Ушла. С кухни доносится звяканье, шум льющейся воды.
– На столе нож. Возьми его! Порежь палец! – голос совершенно незнакомый. Странноватый, растягивающий слова, даже непонятно, женский или мужской. Я вздрагиваю и оглядываюсь. Никого нет.
– Быстрее! – тон не допускает возражений, это приказ.
На столе лежит нож. Вроде же, Нина при мне положила его на поднос?
Видимо, нет.
Почему-то послушно беру и провожу лезвием по пальцу. Кровь. С детства не терплю крови! Все плывёт перед глазами, мне худо. Больше не думая, откуда мог взяться голос, зову:
– Нина!
Она прибегает, ахает, снова выбегает. Возвращается с бинтом и зелёнкой.
Близко наклоняется к моей руке, обрабатывает ранку – тоже мне, травма, царапина! – что-то шепчет, округляя губы, бинтует. Как мама в детстве… Едва удерживаюсь от желания её поцеловать.
– Спасибо.
– Не за что. Уже не болит? – не знаю, не до пустяков, но отрицательно качаю головой.
– Я пойду?
И снова тот же голос:
– Скажи, что больно!
Вслух говорю:
– Можете идти. Спокойной ночи…
Сердце готово выпрыгнуть из груди.
– Сима! Серафим! Всё хорошо. Ты здесь, в моём кабинете. Это всё случилось почти год назад.
– А? Да-да. Иван, я в порядке. Налей ещё чайку, пожалуйста.
Наконец чашки отставлены в сторону. Иван сосредоточенно хмурит брови.
– Так в комнате никого не было? – вижу-вижу, старик, к чему ты ведёшь.

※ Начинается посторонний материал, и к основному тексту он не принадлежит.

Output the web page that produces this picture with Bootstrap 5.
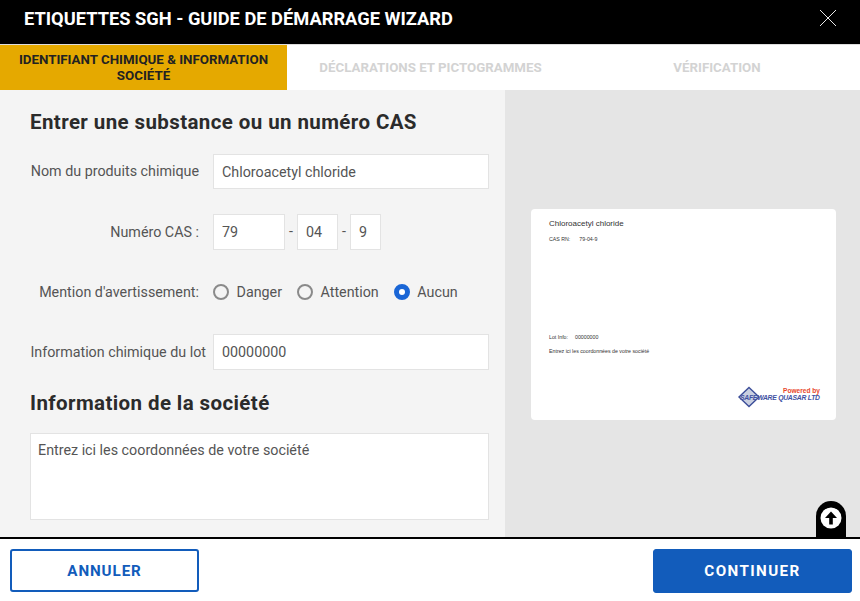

Я признаю, что сам с собой разговаривал, скажу, что всё – сплошные фантазии и душевные волнения, а ты радостно меня выпишешь. Господи, как же хочется домой!
Нет, необходимо разобраться.
Не могу рисковать. Не могу!
…Другой вечер. Зимний. За окном метель, белым-бело. Ниночка тихо, как мышонок, сидит на ручке моего кресла и заглядывает в бумаги через плечо. Невозможно сосредоточиться!
– Малыш, я так никогда не закончу. Дай мне ещё десять минут, а? Договор нужен завтра с утра.
– Я молчу!
– Ты дышишь. Щекотно.
– Перестать?
– Нет. Дыши. – Мне смешно, и я милостив, как никогда.
– Спасибо! – она вскакивает и с хихиканьем бежит прочь. Вот ведь!.. Мне, правда, надо доделать!
Знакомый противный и надоедливый голос. Сколько советов подал мне за это время – не сосчитать! Большинству из них следовать немыслимо. Голос всегда предлагает самые быстро ведущие к цели решения. Рецепты простые, действенные и дикие. Как тот, первый, с ножом.
Порядочность, совесть, любовь и ненависть ему явно не мешают! Он только приказывает. Счастье ещё, что я научился не подчиняться ему, мне это почти всегда удаётся.